Written task:
Please write the listing below out again exactly, leaving every picture behind.

Recorded information:
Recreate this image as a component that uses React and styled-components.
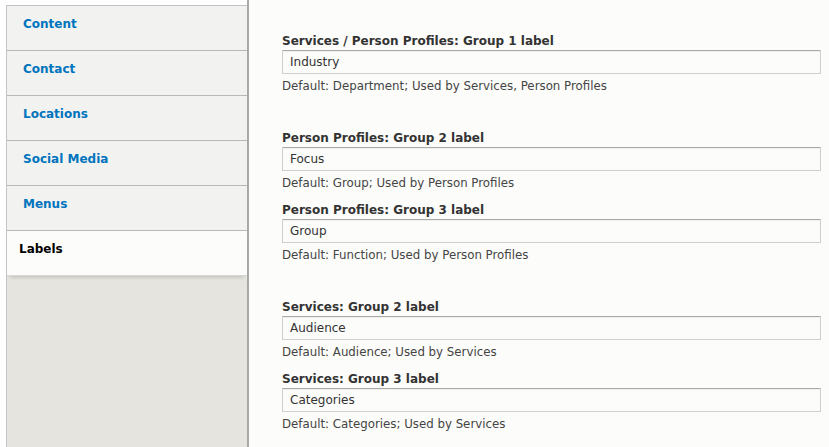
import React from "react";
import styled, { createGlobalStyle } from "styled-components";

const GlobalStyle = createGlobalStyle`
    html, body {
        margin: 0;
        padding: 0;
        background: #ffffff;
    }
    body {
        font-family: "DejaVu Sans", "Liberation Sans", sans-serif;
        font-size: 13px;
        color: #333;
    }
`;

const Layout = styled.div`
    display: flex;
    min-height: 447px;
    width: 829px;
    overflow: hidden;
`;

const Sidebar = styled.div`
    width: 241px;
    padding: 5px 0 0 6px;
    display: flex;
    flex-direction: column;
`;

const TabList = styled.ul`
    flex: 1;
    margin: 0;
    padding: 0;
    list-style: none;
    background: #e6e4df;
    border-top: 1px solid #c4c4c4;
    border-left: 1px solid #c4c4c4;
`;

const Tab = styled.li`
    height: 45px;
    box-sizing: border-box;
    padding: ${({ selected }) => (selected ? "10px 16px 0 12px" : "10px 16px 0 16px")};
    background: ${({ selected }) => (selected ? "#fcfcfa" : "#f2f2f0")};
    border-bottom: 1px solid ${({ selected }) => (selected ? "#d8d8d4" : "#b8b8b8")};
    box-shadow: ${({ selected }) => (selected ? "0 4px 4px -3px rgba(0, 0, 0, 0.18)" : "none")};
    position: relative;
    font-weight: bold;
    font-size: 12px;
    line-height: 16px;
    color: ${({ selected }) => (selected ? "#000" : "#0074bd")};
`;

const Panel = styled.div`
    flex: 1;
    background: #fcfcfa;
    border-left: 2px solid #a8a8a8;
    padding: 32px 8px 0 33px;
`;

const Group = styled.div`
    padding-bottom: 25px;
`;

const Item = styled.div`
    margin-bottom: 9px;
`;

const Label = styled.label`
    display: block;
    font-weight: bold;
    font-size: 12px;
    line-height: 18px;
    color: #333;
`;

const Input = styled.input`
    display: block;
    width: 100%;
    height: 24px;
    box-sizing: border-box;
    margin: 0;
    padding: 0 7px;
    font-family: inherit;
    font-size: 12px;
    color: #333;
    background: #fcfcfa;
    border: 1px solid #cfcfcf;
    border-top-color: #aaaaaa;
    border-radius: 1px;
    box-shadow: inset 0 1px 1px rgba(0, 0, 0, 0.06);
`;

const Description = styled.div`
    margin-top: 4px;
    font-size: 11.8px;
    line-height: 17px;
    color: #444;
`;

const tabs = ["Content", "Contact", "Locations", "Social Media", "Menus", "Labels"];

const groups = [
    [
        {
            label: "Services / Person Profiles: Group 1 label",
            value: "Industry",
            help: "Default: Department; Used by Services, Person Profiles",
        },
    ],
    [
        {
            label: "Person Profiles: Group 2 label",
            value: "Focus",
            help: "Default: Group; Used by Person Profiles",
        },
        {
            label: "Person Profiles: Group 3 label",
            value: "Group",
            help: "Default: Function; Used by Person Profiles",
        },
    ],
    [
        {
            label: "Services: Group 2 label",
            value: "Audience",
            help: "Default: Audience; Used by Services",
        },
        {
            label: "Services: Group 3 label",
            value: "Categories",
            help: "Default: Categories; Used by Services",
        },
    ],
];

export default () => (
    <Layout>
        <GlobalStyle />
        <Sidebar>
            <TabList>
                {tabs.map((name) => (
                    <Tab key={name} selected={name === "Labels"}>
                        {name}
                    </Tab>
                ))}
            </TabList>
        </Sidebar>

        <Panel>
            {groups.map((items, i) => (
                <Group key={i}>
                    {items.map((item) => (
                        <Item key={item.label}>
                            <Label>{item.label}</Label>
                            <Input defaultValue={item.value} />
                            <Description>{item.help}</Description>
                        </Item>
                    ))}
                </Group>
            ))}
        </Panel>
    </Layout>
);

Written reply:
Recreate this image as a component that uses React and styled-components.
import React from "react";
import styled, { createGlobalStyle } from "styled-components";

const GlobalStyle = createGlobalStyle`
    html, body {
        margin: 0;
        padding: 0;
        background: #ffffff;
    }
    body {
        font-family: "DejaVu Sans", "Liberation Sans", sans-serif;
        font-size: 13px;
        color: #333;
    }
`;

const Layout = styled.div`
    display: flex;
    min-height: 447px;
    width: 829px;
    overflow: hidden;
`;

const Sidebar = styled.div`
    width: 241px;
    padding: 5px 0 0 6px;
    display: flex;
    flex-direction: column;
`;

const TabList = styled.ul`
    flex: 1;
    margin: 0;
    padding: 0;
    list-style: none;
    background: #e6e4df;
    border-top: 1px solid #c4c4c4;
    border-left: 1px solid #c4c4c4;
`;

const Tab = styled.li`
    height: 45px;
    box-sizing: border-box;
    padding: ${({ selected }) => (selected ? "10px 16px 0 12px" : "10px 16px 0 16px")};
    background: ${({ selected }) => (selected ? "#fcfcfa" : "#f2f2f0")};
    border-bottom: 1px solid ${({ selected }) => (selected ? "#d8d8d4" : "#b8b8b8")};
    box-shadow: ${({ selected }) => (selected ? "0 4px 4px -3px rgba(0, 0, 0, 0.18)" : "none")};
    position: relative;
    font-weight: bold;
    font-size: 12px;
    line-height: 16px;
    color: ${({ selected }) => (selected ? "#000" : "#0074bd")};
`;

const Panel = styled.div`
    flex: 1;
    background: #fcfcfa;
    border-left: 2px solid #a8a8a8;
    padding: 32px 8px 0 33px;
`;

const Group = styled.div`
    padding-bottom: 25px;
`;

const Item = styled.div`
    margin-bottom: 9px;
`;

const Label = styled.label`
    display: block;
    font-weight: bold;
    font-size: 12px;
    line-height: 18px;
    color: #333;
`;

const Input = styled.input`
    display: block;
    width: 100%;
    height: 24px;
    box-sizing: border-box;
    margin: 0;
    padding: 0 7px;
    font-family: inherit;
    font-size: 12px;
    color: #333;
    background: #fcfcfa;
    border: 1px solid #cfcfcf;
    border-top-color: #aaaaaa;
    border-radius: 1px;
    box-shadow: inset 0 1px 1px rgba(0, 0, 0, 0.06);
`;

const Description = styled.div`
    margin-top: 4px;
    font-size: 11.8px;
    line-height: 17px;
    color: #444;
`;

const tabs = ["Content", "Contact", "Locations", "Social Media", "Menus", "Labels"];

const groups = [
    [
        {
            label: "Services / Person Profiles: Group 1 label",
            value: "Industry",
            help: "Default: Department; Used by Services, Person Profiles",
        },
    ],
    [
        {
            label: "Person Profiles: Group 2 label",
            value: "Focus",
            help: "Default: Group; Used by Person Profiles",
        },
        {
            label: "Person Profiles: Group 3 label",
            value: "Group",
            help: "Default: Function; Used by Person Profiles",
        },
    ],
    [
        {
            label: "Services: Group 2 label",
            value: "Audience",
            help: "Default: Audience; Used by Services",
        },
        {
            label: "Services: Group 3 label",
            value: "Categories",
            help: "Default: Categories; Used by Services",
        },
    ],
];

export default () => (
    <Layout>
        <GlobalStyle />
        <Sidebar>
            <TabList>
                {tabs.map((name) => (
                    <Tab key={name} selected={name === "Labels"}>
                        {name}
                    </Tab>
                ))}
            </TabList>
        </Sidebar>

        <Panel>
            {groups.map((items, i) => (
                <Group key={i}>
                    {items.map((item) => (
                        <Item key={item.label}>
                            <Label>{item.label}</Label>
                            <Input defaultValue={item.value} />
                            <Description>{item.help}</Description>
                        </Item>
                    ))}
                </Group>
            ))}
        </Panel>
    </Layout>
);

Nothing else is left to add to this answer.